To do something like this, with this particular film – Lex makes more sense than Bruce Wayne or Clark Kent – he talks a mile a minute in the film, and could quite happily do one of those rapid fire soliloquies to the camera for the folks at home without breaking stride or damaging the narrative of the film, so having him push into the real world, to take it over is almost natural. It’s done similar things for the franchise that Emo Kilo Ren’s twitterfeed did for Star Wars … it allows an entry point of familiarity into what might be considered a somewhat impenetrable mythos.

You can imagine being someone in the Big Bang Theory or someone from Degrassi, but how many people have a real touchstone with Bruce Wayne or Clark Kent?

Lex is a self made man, and in this latest spin does call to mind some of the wunderkinds of the social networking crowd, or the moguls of the electronics industry.

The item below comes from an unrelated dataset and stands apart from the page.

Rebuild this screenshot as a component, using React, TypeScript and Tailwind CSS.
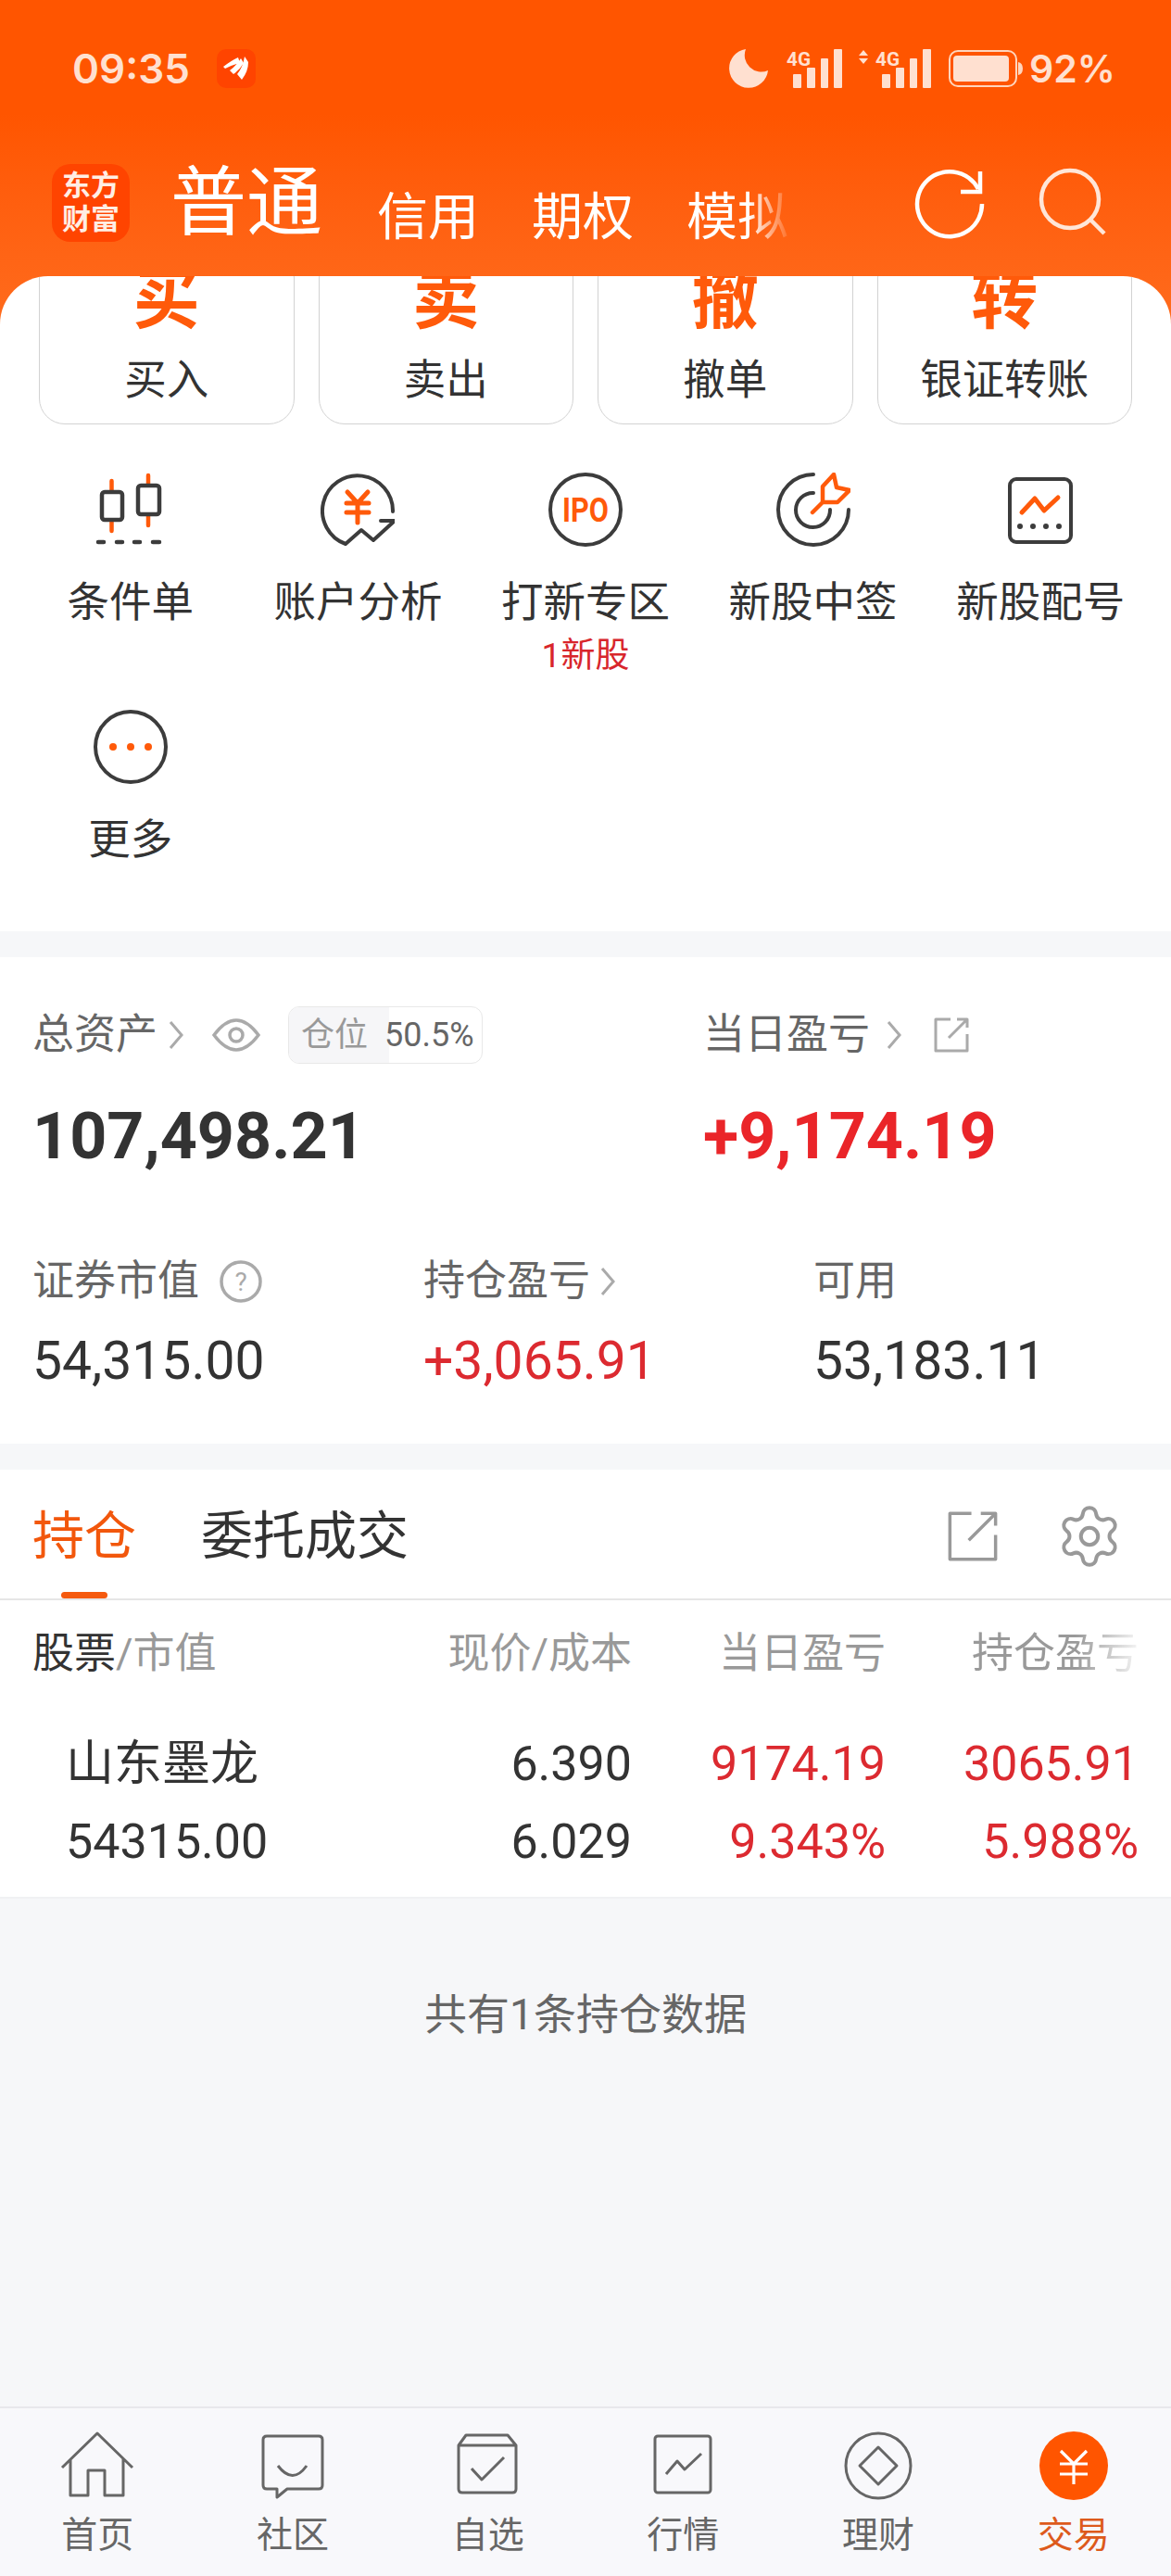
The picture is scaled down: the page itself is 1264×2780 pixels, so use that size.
import React from "react";
import { Settings } from "lucide-react";

const OR = "#ff5a0a";
const DK = "#3c3c3c";

function Signal({ arrows }: { arrows?: boolean }) {
  const w = arrows ? 78 : 60;
  const o = arrows ? 18 : 0;
  return (
    <svg width={w} height={42} viewBox={`0 0 ${w} 42`} fill="#ffe0d0">
      {arrows && (
        <g>
          <path d="M0 7 L5 1 L10 7Z" />
          <path d="M0 10 L5 16 L10 10Z" />
        </g>
      )}
      <text x={o} y={18} fontSize={21} fontWeight={700} fontFamily="Roboto" textLength={26} lengthAdjust="spacingAndGlyphs">4G</text>
      <rect x={o + 7} y={27} width={9} height={15} rx={1} />
      <rect x={o + 22} y={20} width={9} height={22} rx={1} />
      <rect x={o + 37} y={10} width={8} height={32} rx={1} />
      <rect x={o + 51} y={0} width={9} height={42} rx={1} />
    </svg>
  );
}

function StatusBar() {
  return (
    <div className="flex h-[42px] mt-[53px] items-center pl-[78px] pr-[60px] text-[#ffe0d0] font-['Inter',sans-serif] font-semibold">
      <span className="text-[44px] leading-[42px]">09:35</span>
      <span className="ml-[29px] w-[42px] h-[42px] rounded-[10px] bg-[#ff4400] flex items-center justify-center">
        <svg width="30" height="30" viewBox="0 0 30 30" fill="#fff">
          <path d="M1 13 Q10 6 17 3 L19 9 Q11 11 3 15Z" />
          <path d="M8 17 Q15 12 20 4 L23 9 Q19 16 12 21Z" />
          <path d="M16 21 Q22 14 24 2 L28 8 Q28 18 21 27Z" />
        </svg>
      </span>
      <span className="ml-auto flex items-center">
        <svg width="44" height="42" viewBox="0 0 44 42" fill="#ffe0d0">
          <path d="M19 0 A21 21 0 1 0 43 23 A18 18 0 0 1 19 0Z" />
        </svg>
        <span className="ml-[19px]"><Signal /></span>
        <span className="ml-[18px]"><Signal arrows /></span>
        <svg className="ml-[19px]" width="80" height="40" viewBox="0 0 80 40" fill="none">
          <rect x="1" y="1" width="72" height="38" rx="9" stroke="#ffd5bd" strokeWidth="2" />
          <rect x="5" y="6" width="60" height="28" rx="4" fill="#ffe0d0" />
          <path d="M75 13 Q80 14 80 20 Q80 26 75 27Z" fill="#ffd5bd" />
        </svg>
        <span className="ml-[7px] text-[41px] leading-[42px]">92%</span>
      </span>
    </div>
  );
}

function NavRow() {
  return (
    <div className="flex items-start mt-[82px] pl-[56px] pr-[69px] text-white">
      <div className="w-[84px] h-[84px] rounded-[20px] bg-[#ff4400] flex flex-col items-center justify-center text-[31px] leading-[36px] font-bold text-[#ffeee4]">
        <span>东方</span>
        <span>财富</span>
      </div>
      <div className="ml-[44px] mt-[2px] text-[82px] leading-[80px]">普通</div>
      <div className="ml-[59px] mt-[27px] flex gap-[57px] text-[55px] leading-[60px]">
        <span>信用</span>
        <span>期权</span>
        <span className="bg-linear-to-r from-white from-60% to-white/10 bg-clip-text text-transparent">模拟</span>
      </div>
      <div className="ml-auto flex gap-[50px] items-start">
        <svg className="mt-[3px]" width="80" height="80" viewBox="0 0 80 80" fill="none" stroke="#fff" strokeWidth="4.5">
          <path d="M75 40 A35 35 0 1 1 71 24" />
          <path d="M73 5 V27 H52" />
        </svg>
        <svg className="-mt-[2px]" width="80" height="80" viewBox="0 0 80 80" fill="none" stroke="#ffe6d8" strokeWidth="4.5">
          <circle cx="40" cy="40" r="31" />
          <path d="M63 63 L77 77" />
        </svg>
      </div>
    </div>
  );
}

const CARDS = [
  ["买", "买入"],
  ["卖", "卖出"],
  ["撤", "撤单"],
  ["转", "银证转账"],
];

function IconCandle() {
  return (
    <svg width="80" height="80" viewBox="0 0 80 80" fill="none" strokeWidth="4.5" strokeLinecap="round">
      <path d="M19.5 9 V63 M59 3 V57" stroke={OR} />
      <rect x="9" y="21" width="22" height="30" rx="3" stroke={DK} fill="#fff" />
      <rect x="48" y="14" width="23" height="31" rx="3" stroke={DK} fill="#fff" />
      <path d="M5 75 H11 M25 75 H31 M44 75 H50 M64 75 H71" stroke={DK} />
    </svg>
  );
}
function IconYen() {
  return (
    <svg width="80" height="80" viewBox="0 0 80 80" fill="none" strokeWidth="4" strokeLinecap="round" strokeLinejoin="round">
      <path d="M78 42 A38 38 0 1 0 27 77 L44 62 L57 73 L80 52 H65" stroke={DK} />
      <path d="M29 21 L40 33 L51 21 M28 33 H52 M28 43 H52 M40 33 V54" stroke={OR} strokeWidth="5" />
    </svg>
  );
}
function IconIpo() {
  return (
    <svg width="80" height="80" viewBox="0 0 80 80" fill="none">
      <circle cx="40" cy="40" r="38" stroke={DK} strokeWidth="4" />
      <text x="40" y="53" textAnchor="middle" fontSize="36" fontWeight="700" fontFamily="Roboto" fill={OR} textLength="50" lengthAdjust="spacingAndGlyphs">IPO</text>
    </svg>
  );
}
function IconTarget() {
  return (
    <svg width="80" height="80" viewBox="0 0 80 80" fill="none" strokeWidth="4" strokeLinecap="round" strokeLinejoin="round">
      <path d="M40 2 A38 38 0 1 0 78 40" stroke={DK} />
      <path d="M40 22 A18.5 18.5 0 1 0 58 40" stroke={DK} />
      <path d="M50 15 L62 2 L65 16 L79 19 L66 32 L50 32 Z M50 32 L39 43" stroke={OR} strokeWidth="4.5" />
    </svg>
  );
}
function IconChart() {
  return (
    <svg width="80" height="80" viewBox="0 0 80 80" fill="none" strokeLinecap="round" strokeLinejoin="round">
      <rect x="7" y="7" width="66" height="68" rx="7" stroke={DK} strokeWidth="4" />
      <path d="M20 43 L34 28 L44 41 L59 27" stroke={OR} strokeWidth="5" />
      <g fill={DK}>
        <circle cx="18" cy="58" r="3" />
        <circle cx="32" cy="58" r="3" />
        <circle cx="46" cy="58" r="3" />
        <circle cx="60" cy="58" r="3" />
      </g>
    </svg>
  );
}
function IconMore() {
  return (
    <svg width="80" height="80" viewBox="0 0 80 80" fill="none">
      <circle cx="40" cy="40" r="38" stroke={DK} strokeWidth="4" />
      <g fill={OR}>
        <circle cx="21" cy="40" r="4" />
        <circle cx="40" cy="40" r="4" />
        <circle cx="59" cy="40" r="4" />
      </g>
    </svg>
  );
}

const GRID: [React.ReactNode, string, string?][] = [
  [<IconCandle />, "条件单"],
  [<IconYen />, "账户分析"],
  [<IconIpo />, "打新专区", "1新股"],
  [<IconTarget />, "新股中签"],
  [<IconChart />, "新股配号"],
  [<IconMore />, "更多"],
];

function Sheet() {
  return (
    <div className="relative -mt-[52px] bg-white rounded-t-[52px] overflow-hidden">
      <div className="-mt-[26px] grid grid-cols-4 gap-[26px] pl-[42px] pr-[42px]">
        {CARDS.map(([g, l]) => (
          <div key={l} className="h-[186px] border border-[#d2d2d2] rounded-[28px] flex flex-col items-center pt-[15px]">
            <div className="text-[72px] leading-[72px] font-bold text-[#ff5a0a]">{g}</div>
            <div className="mt-[21px] text-[45.5px] leading-[60px] text-[#333]">{l}</div>
          </div>
        ))}
      </div>
      <div className="grid grid-cols-5 gap-y-[38px] px-[18px] pt-[52px] pb-[68px]">
        {GRID.map(([icon, label, sub]) => (
          <div key={label} className="flex flex-col items-center">
            {icon}
            <div className="mt-[31px] text-[45.5px] leading-[60px] text-[#333] whitespace-nowrap">{label}</div>
            {sub && <div className="mt-[7px] text-[37px] leading-[40px] text-[#d8262c]">{sub}</div>}
          </div>
        ))}
      </div>
    </div>
  );
}

function Chevron({ className }: { className?: string }) {
  return (
    <svg className={className} width="18" height="34" viewBox="0 0 18 34" fill="none" stroke="#aaa" strokeWidth="3">
      <path d="M3 3 L15 17 L3 31" />
    </svg>
  );
}

function ExternalIcon({ size, color, sw }: { size: number; color: string; sw: number }) {
  return (
    <svg width={size} height={size} viewBox="0 0 40 40" fill="none" stroke={color} strokeWidth={sw} strokeLinejoin="round">
      <path d="M19 3 H3 V37 H37 V19" />
      <path d="M17 23 L37 3 M26 3 H37 V12" />
    </svg>
  );
}

function Assets() {
  return (
    <div className="bg-white pt-[54px] pb-[54px] pl-[35px]">
      <div className="flex h-[60px]">
        <div className="w-[724px] flex items-center text-[45px] leading-[60px] text-[#666]">
          <span>总资产</span>
          <Chevron className="ml-[11px]" />
          <svg className="ml-[30px]" width="52" height="36" viewBox="0 0 52 36" fill="none" stroke="#aaa" strokeWidth="3.5">
            <path d="M2 18 Q26 -14 50 18 Q26 50 2 18Z" />
            <circle cx="26" cy="18" r="7" />
          </svg>
          <div className="ml-[30px] h-[62px] w-[210px] flex items-center border border-[#e8e8e8] rounded-[12px] overflow-hidden">
            <div className="w-[108px] h-full bg-[#f6f6f8] flex items-center pl-[13px] text-[36px] leading-[60px] text-[#999]">仓位</div>
            <div className="-ml-[5px] text-[36px] leading-[60px] text-[#666]">50.5%</div>
          </div>
        </div>
        <div className="flex items-center text-[45px] leading-[60px] text-[#666]">
          <span>当日盈亏</span>
          <Chevron className="ml-[17px]" />
          <span className="ml-[33px] flex"><ExternalIcon size={40} color="#aaa" sw={3} /></span>
        </div>
      </div>
      <div className="flex mt-[39px] text-[70px] leading-[80px] font-bold">
        <div className="w-[724px] text-[#333]">107,498.21</div>
        <div className="text-[#ea2529]">+9,174.19</div>
      </div>
      <div className="flex mt-[87px] text-[45px] leading-[60px] text-[#666]">
        <div className="w-[422px] flex items-center">
          <span>证券市值</span>
          <svg className="ml-[22px]" width="46" height="46" viewBox="0 0 46 46" fill="none">
            <circle cx="23" cy="23" r="21" stroke="#aaa" strokeWidth="3.5" />
            <text x="23" y="33" textAnchor="middle" fontSize="28" fontFamily="Roboto" fill="#aaa">?</text>
          </svg>
        </div>
        <div className="w-[421px] flex items-center">
          <span>持仓盈亏</span>
          <Chevron className="ml-[10px]" />
        </div>
        <div>可用</div>
      </div>
      <div className="flex mt-[21px] text-[57px] leading-[70px] text-[#333]">
        <div className="w-[422px]">54,315.00</div>
        <div className="w-[421px] text-[#dc2a30]">+3,065.91</div>
        <div>53,183.11</div>
      </div>
    </div>
  );
}

function Positions() {
  const cols = "grid grid-cols-[447px_200px_274px_273px] pl-[35px]";
  return (
    <div className="bg-white mt-[28px] border-b-2 border-[#f0f1f3]">
      <div className="relative flex items-start h-[141px] pt-[32px] pl-[35px] pr-[51px] border-b-2 border-[#e6e6e6] text-[56px] leading-[80px]">
        <div className="flex flex-col items-center text-[#f2570c]">
          <span>持仓</span>
          <span className="mt-[20px] w-[50px] h-[7px] rounded-full bg-[#f55a0e]" />
        </div>
        <div className="ml-[70px] text-[#333]">委托成交</div>
        <div className="ml-auto flex items-center gap-[60px] h-[80px]">
          <ExternalIcon size={58} color="#999" sw={2.4} />
          <Settings size={74} color="#999" strokeWidth={1.3} />
        </div>
      </div>
      <div className={`${cols} pt-[28px] text-[45px] leading-[60px] text-[#999]`}>
        <div><span className="text-[#333]">股票</span>/市值</div>
        <div className="text-right whitespace-nowrap">现价/成本</div>
        <div className="text-right">当日盈亏</div>
        <div className="text-right bg-linear-to-r from-[#999] from-75% to-[#999]/10 bg-clip-text text-transparent">持仓盈亏</div>
      </div>
      <div className={`${cols} mt-[59px] text-[52px] leading-[60px]`}>
        <div className="pl-[36px] text-[#333]">山东墨龙</div>
        <div className="text-right text-[#333]">6.390</div>
        <div className="text-right text-[#dc2a30]">9174.19</div>
        <div className="text-right text-[#dc2a30]">3065.91</div>
      </div>
      <div className={`${cols} mt-[24px] pb-[29px] text-[52px] leading-[60px]`}>
        <div className="pl-[36px] text-[#333]">54315.00</div>
        <div className="text-right text-[#333]">6.029</div>
        <div className="text-right text-[#dc2a30]">9.343%</div>
        <div className="text-right text-[#dc2a30]">5.988%</div>
      </div>
    </div>
  );
}

const NAVC = "#666";
const TABS: [React.ReactNode, string][] = [
  [<path d="M2 40 L40 3 L78 40 M11 31 V70 H30 V43 H48 V70 H68 V31" />, "首页"],
  [<g><path d="M12 6 H68 Q72 6 72 10 V59 Q72 63 68 63 H34 L23 72 V63 H12 Q8 63 8 59 V10 Q8 6 12 6Z" /><path d="M24 38 Q40 59 55 38" /></g>, "社区"],
  [<g><path d="M16 5 H61 L70 16 V63 Q70 67 66 67 H12 Q8 67 8 63 V16Z M8 16 H70" /><path d="M22 41 L33 53 L57 29" /></g>, "自选"],
  [<g><rect x="10" y="6" width="60" height="61" rx="3" /><path d="M22 47 L34 33 L42 42 L60 25" /></g>, "行情"],
  [<g><circle cx="40" cy="38" r="35" /><path d="M40 18 L60 38 L40 58 L20 38Z" /></g>, "理财"],
];

function BottomNav() {
  return (
    <div className="grid grid-cols-6 h-[183px] border-t-2 border-[#e8e8ec] bg-[#f8f8fb] pt-[24px]">
      {TABS.map(([d, l]) => (
        <div key={l} className="flex flex-col items-center">
          <svg width="80" height="80" viewBox="0 0 80 80" fill="none" stroke={NAVC} strokeWidth="3" strokeLinejoin="round">{d}</svg>
          <div className="mt-[8px] text-[39px] leading-[50px] text-[#666]">{l}</div>
        </div>
      ))}
      <div className="flex flex-col items-center">
        <svg width="80" height="80" viewBox="0 0 80 80" fill="none">
          <circle cx="40" cy="38" r="37" fill="#ff5500" />
          <path d="M26 22 L40 36 L54 22 M25 36 H55 M25 47 H55 M40 36 V58" stroke="#fff" strokeWidth="3.2" />
        </svg>
        <div className="mt-[8px] text-[39px] leading-[50px] text-[#dd5a1c]">交易</div>
      </div>
    </div>
  );
}

export default function App() {
  return (
    <div className="w-[1264px] h-[2780px] flex flex-col bg-[#f6f7f9] font-['Roboto','Noto_Sans_CJK_SC',sans-serif] overflow-hidden">
      <div className="h-[350px] shrink-0 bg-linear-to-b from-[#ff5500] from-35% to-[#ff6b1c] flex flex-col">
        <StatusBar />
        <NavRow />
      </div>
      <Sheet />
      <div className="mt-[28px]">
        <Assets />
      </div>
      <Positions />
      <div className="flex-1 pt-[95px] text-center text-[46px] leading-[60px] text-[#666]">共有1条持仓数据</div>
      <BottomNav />
    </div>
  );
}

I am a fanboy, so I would have seen this even if they had nipples on the batsuit (Google it if you’re game), but unless it is a cool still from the film, or a really well put together trailer, I try to avoid some of the spoiler-drenched copy before a film comes out; Lex and his interview, if anything, are likely to get around my perimeter defenses, because the creators are truly offering something they have put some care and attention into.